### [Raw data]
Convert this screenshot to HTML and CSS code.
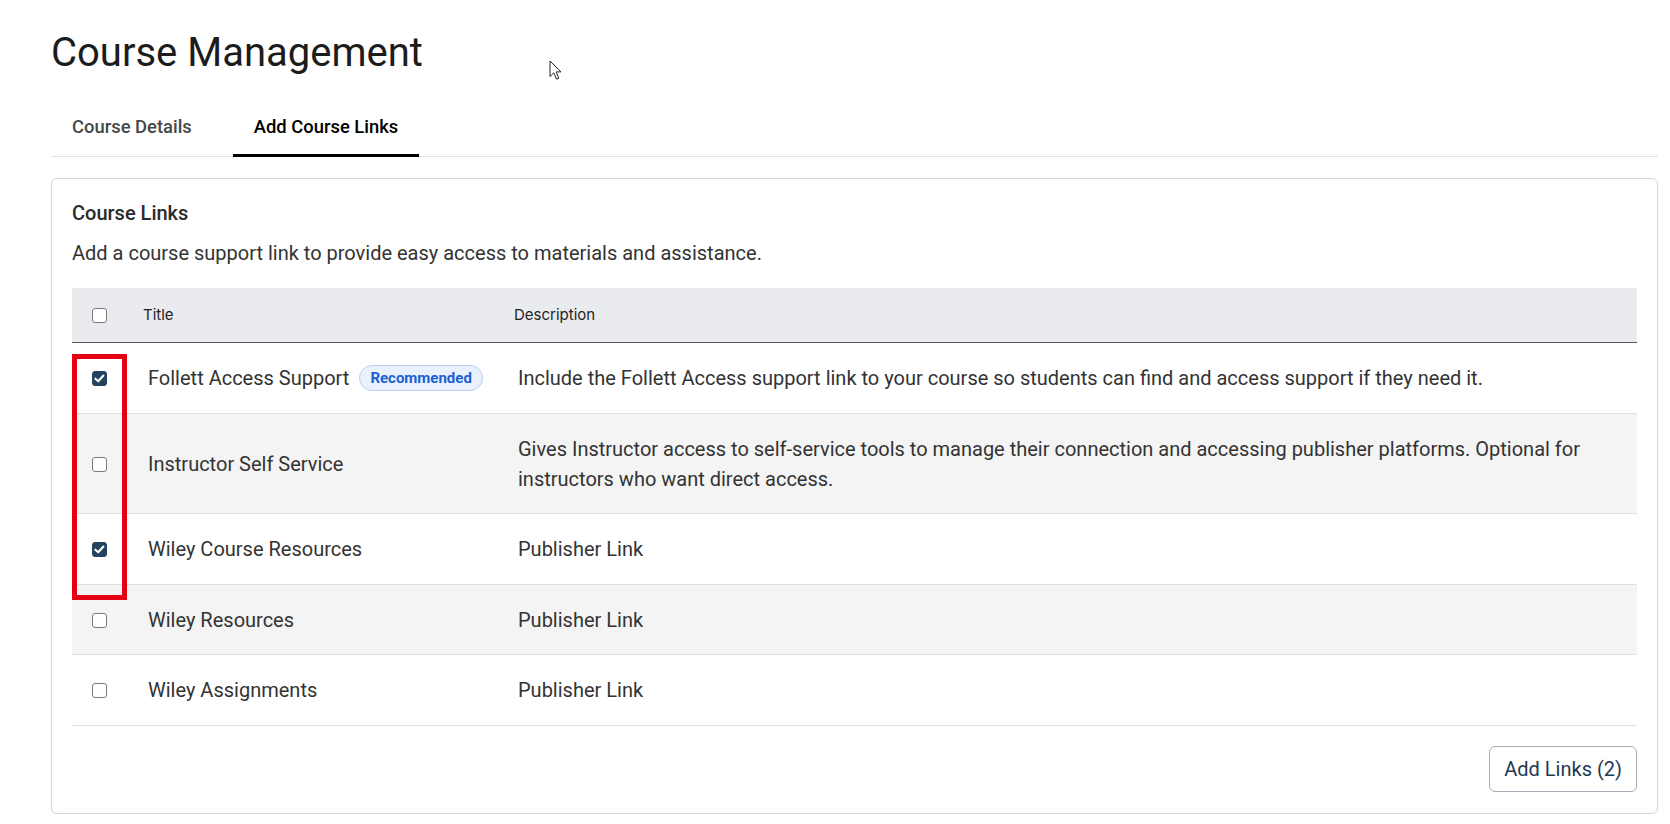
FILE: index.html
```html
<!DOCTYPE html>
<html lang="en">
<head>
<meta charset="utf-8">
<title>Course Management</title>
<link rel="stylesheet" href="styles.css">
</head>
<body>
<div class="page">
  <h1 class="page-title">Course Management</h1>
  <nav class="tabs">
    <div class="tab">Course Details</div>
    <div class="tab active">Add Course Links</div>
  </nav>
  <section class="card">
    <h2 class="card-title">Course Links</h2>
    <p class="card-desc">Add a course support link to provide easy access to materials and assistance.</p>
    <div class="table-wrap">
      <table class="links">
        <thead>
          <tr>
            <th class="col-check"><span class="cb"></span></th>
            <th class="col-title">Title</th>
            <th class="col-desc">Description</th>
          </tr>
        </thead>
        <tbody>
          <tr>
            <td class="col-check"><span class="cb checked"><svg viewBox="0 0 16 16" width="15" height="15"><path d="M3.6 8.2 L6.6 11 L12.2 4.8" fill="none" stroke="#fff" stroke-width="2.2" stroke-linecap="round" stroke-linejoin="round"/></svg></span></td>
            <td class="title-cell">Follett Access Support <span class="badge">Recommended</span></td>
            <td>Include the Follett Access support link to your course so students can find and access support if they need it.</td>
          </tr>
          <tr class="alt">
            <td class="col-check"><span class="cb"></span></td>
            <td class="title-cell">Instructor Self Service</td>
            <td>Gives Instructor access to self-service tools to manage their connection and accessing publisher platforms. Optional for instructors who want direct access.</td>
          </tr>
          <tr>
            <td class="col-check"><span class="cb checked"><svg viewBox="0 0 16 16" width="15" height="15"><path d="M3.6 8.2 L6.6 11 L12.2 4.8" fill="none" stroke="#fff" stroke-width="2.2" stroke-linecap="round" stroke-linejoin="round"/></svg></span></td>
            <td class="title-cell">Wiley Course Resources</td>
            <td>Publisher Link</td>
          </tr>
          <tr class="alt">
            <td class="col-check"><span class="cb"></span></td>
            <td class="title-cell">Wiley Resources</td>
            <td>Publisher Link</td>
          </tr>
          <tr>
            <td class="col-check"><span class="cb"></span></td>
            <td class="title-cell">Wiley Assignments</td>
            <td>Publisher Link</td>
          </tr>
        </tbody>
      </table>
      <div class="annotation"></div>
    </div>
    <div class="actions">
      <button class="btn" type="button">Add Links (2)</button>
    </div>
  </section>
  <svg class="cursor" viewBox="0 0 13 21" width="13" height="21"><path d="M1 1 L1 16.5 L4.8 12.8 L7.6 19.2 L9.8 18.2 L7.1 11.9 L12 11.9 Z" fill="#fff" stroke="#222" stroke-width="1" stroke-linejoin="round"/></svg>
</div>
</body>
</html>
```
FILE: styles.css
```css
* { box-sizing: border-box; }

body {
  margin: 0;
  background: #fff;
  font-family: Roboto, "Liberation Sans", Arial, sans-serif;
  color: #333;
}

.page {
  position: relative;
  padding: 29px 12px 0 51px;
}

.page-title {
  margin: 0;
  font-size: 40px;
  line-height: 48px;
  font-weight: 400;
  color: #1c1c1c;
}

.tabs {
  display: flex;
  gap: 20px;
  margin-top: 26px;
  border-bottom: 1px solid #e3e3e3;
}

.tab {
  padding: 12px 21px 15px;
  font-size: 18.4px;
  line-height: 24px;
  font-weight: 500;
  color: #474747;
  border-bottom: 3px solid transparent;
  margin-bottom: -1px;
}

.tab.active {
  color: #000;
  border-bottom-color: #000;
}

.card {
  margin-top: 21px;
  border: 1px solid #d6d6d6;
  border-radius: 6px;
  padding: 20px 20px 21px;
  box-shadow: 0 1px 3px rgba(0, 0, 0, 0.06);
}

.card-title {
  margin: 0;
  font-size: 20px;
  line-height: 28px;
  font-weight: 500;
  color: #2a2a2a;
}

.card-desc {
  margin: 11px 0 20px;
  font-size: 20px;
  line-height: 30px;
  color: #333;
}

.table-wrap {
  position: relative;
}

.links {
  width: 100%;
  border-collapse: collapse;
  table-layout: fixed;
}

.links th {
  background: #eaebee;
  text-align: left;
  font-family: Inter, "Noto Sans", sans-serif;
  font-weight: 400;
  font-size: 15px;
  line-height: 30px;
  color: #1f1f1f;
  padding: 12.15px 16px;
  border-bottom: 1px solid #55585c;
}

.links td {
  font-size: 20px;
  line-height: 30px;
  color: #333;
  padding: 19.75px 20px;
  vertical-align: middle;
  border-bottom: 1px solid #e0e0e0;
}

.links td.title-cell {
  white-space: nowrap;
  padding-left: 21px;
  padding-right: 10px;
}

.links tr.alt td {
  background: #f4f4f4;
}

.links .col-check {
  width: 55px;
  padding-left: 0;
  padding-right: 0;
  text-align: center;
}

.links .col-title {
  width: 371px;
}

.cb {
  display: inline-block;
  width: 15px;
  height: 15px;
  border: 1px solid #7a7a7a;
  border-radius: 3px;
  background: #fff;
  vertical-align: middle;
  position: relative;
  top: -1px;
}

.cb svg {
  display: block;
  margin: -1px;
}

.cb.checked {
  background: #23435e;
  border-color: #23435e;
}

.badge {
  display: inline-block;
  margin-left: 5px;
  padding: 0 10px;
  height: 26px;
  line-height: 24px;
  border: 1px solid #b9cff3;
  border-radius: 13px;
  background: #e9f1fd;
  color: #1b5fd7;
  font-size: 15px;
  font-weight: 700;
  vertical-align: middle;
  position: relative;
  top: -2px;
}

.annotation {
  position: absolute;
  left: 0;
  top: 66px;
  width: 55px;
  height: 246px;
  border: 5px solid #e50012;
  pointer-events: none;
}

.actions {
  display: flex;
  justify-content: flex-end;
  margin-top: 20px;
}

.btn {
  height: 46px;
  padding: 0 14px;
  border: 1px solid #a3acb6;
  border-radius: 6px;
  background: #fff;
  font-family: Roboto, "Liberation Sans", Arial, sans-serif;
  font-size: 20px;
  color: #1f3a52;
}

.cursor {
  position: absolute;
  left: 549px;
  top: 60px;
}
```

### [What the exercise asks]
Reproduce the whole listing above word for word, but not its pictures.

### [Solution]
Convert this screenshot to HTML and CSS code.
FILE: index.html
```html
<!DOCTYPE html>
<html lang="en">
<head>
<meta charset="utf-8">
<title>Course Management</title>
<link rel="stylesheet" href="styles.css">
</head>
<body>
<div class="page">
  <h1 class="page-title">Course Management</h1>
  <nav class="tabs">
    <div class="tab">Course Details</div>
    <div class="tab active">Add Course Links</div>
  </nav>
  <section class="card">
    <h2 class="card-title">Course Links</h2>
    <p class="card-desc">Add a course support link to provide easy access to materials and assistance.</p>
    <div class="table-wrap">
      <table class="links">
        <thead>
          <tr>
            <th class="col-check"><span class="cb"></span></th>
            <th class="col-title">Title</th>
            <th class="col-desc">Description</th>
          </tr>
        </thead>
        <tbody>
          <tr>
            <td class="col-check"><span class="cb checked"><svg viewBox="0 0 16 16" width="15" height="15"><path d="M3.6 8.2 L6.6 11 L12.2 4.8" fill="none" stroke="#fff" stroke-width="2.2" stroke-linecap="round" stroke-linejoin="round"/></svg></span></td>
            <td class="title-cell">Follett Access Support <span class="badge">Recommended</span></td>
            <td>Include the Follett Access support link to your course so students can find and access support if they need it.</td>
          </tr>
          <tr class="alt">
            <td class="col-check"><span class="cb"></span></td>
            <td class="title-cell">Instructor Self Service</td>
            <td>Gives Instructor access to self-service tools to manage their connection and accessing publisher platforms. Optional for instructors who want direct access.</td>
          </tr>
          <tr>
            <td class="col-check"><span class="cb checked"><svg viewBox="0 0 16 16" width="15" height="15"><path d="M3.6 8.2 L6.6 11 L12.2 4.8" fill="none" stroke="#fff" stroke-width="2.2" stroke-linecap="round" stroke-linejoin="round"/></svg></span></td>
            <td class="title-cell">Wiley Course Resources</td>
            <td>Publisher Link</td>
          </tr>
          <tr class="alt">
            <td class="col-check"><span class="cb"></span></td>
            <td class="title-cell">Wiley Resources</td>
            <td>Publisher Link</td>
          </tr>
          <tr>
            <td class="col-check"><span class="cb"></span></td>
            <td class="title-cell">Wiley Assignments</td>
            <td>Publisher Link</td>
          </tr>
        </tbody>
      </table>
      <div class="annotation"></div>
    </div>
    <div class="actions">
      <button class="btn" type="button">Add Links (2)</button>
    </div>
  </section>
  <svg class="cursor" viewBox="0 0 13 21" width="13" height="21"><path d="M1 1 L1 16.5 L4.8 12.8 L7.6 19.2 L9.8 18.2 L7.1 11.9 L12 11.9 Z" fill="#fff" stroke="#222" stroke-width="1" stroke-linejoin="round"/></svg>
</div>
</body>
</html>
```
FILE: styles.css
```css
* { box-sizing: border-box; }

body {
  margin: 0;
  background: #fff;
  font-family: Roboto, "Liberation Sans", Arial, sans-serif;
  color: #333;
}

.page {
  position: relative;
  padding: 29px 12px 0 51px;
}

.page-title {
  margin: 0;
  font-size: 40px;
  line-height: 48px;
  font-weight: 400;
  color: #1c1c1c;
}

.tabs {
  display: flex;
  gap: 20px;
  margin-top: 26px;
  border-bottom: 1px solid #e3e3e3;
}

.tab {
  padding: 12px 21px 15px;
  font-size: 18.4px;
  line-height: 24px;
  font-weight: 500;
  color: #474747;
  border-bottom: 3px solid transparent;
  margin-bottom: -1px;
}

.tab.active {
  color: #000;
  border-bottom-color: #000;
}

.card {
  margin-top: 21px;
  border: 1px solid #d6d6d6;
  border-radius: 6px;
  padding: 20px 20px 21px;
  box-shadow: 0 1px 3px rgba(0, 0, 0, 0.06);
}

.card-title {
  margin: 0;
  font-size: 20px;
  line-height: 28px;
  font-weight: 500;
  color: #2a2a2a;
}

.card-desc {
  margin: 11px 0 20px;
  font-size: 20px;
  line-height: 30px;
  color: #333;
}

.table-wrap {
  position: relative;
}

.links {
  width: 100%;
  border-collapse: collapse;
  table-layout: fixed;
}

.links th {
  background: #eaebee;
  text-align: left;
  font-family: Inter, "Noto Sans", sans-serif;
  font-weight: 400;
  font-size: 15px;
  line-height: 30px;
  color: #1f1f1f;
  padding: 12.15px 16px;
  border-bottom: 1px solid #55585c;
}

.links td {
  font-size: 20px;
  line-height: 30px;
  color: #333;
  padding: 19.75px 20px;
  vertical-align: middle;
  border-bottom: 1px solid #e0e0e0;
}

.links td.title-cell {
  white-space: nowrap;
  padding-left: 21px;
  padding-right: 10px;
}

.links tr.alt td {
  background: #f4f4f4;
}

.links .col-check {
  width: 55px;
  padding-left: 0;
  padding-right: 0;
  text-align: center;
}

.links .col-title {
  width: 371px;
}

.cb {
  display: inline-block;
  width: 15px;
  height: 15px;
  border: 1px solid #7a7a7a;
  border-radius: 3px;
  background: #fff;
  vertical-align: middle;
  position: relative;
  top: -1px;
}

.cb svg {
  display: block;
  margin: -1px;
}

.cb.checked {
  background: #23435e;
  border-color: #23435e;
}

.badge {
  display: inline-block;
  margin-left: 5px;
  padding: 0 10px;
  height: 26px;
  line-height: 24px;
  border: 1px solid #b9cff3;
  border-radius: 13px;
  background: #e9f1fd;
  color: #1b5fd7;
  font-size: 15px;
  font-weight: 700;
  vertical-align: middle;
  position: relative;
  top: -2px;
}

.annotation {
  position: absolute;
  left: 0;
  top: 66px;
  width: 55px;
  height: 246px;
  border: 5px solid #e50012;
  pointer-events: none;
}

.actions {
  display: flex;
  justify-content: flex-end;
  margin-top: 20px;
}

.btn {
  height: 46px;
  padding: 0 14px;
  border: 1px solid #a3acb6;
  border-radius: 6px;
  background: #fff;
  font-family: Roboto, "Liberation Sans", Arial, sans-serif;
  font-size: 20px;
  color: #1f3a52;
}

.cursor {
  position: absolute;
  left: 549px;
  top: 60px;
}
```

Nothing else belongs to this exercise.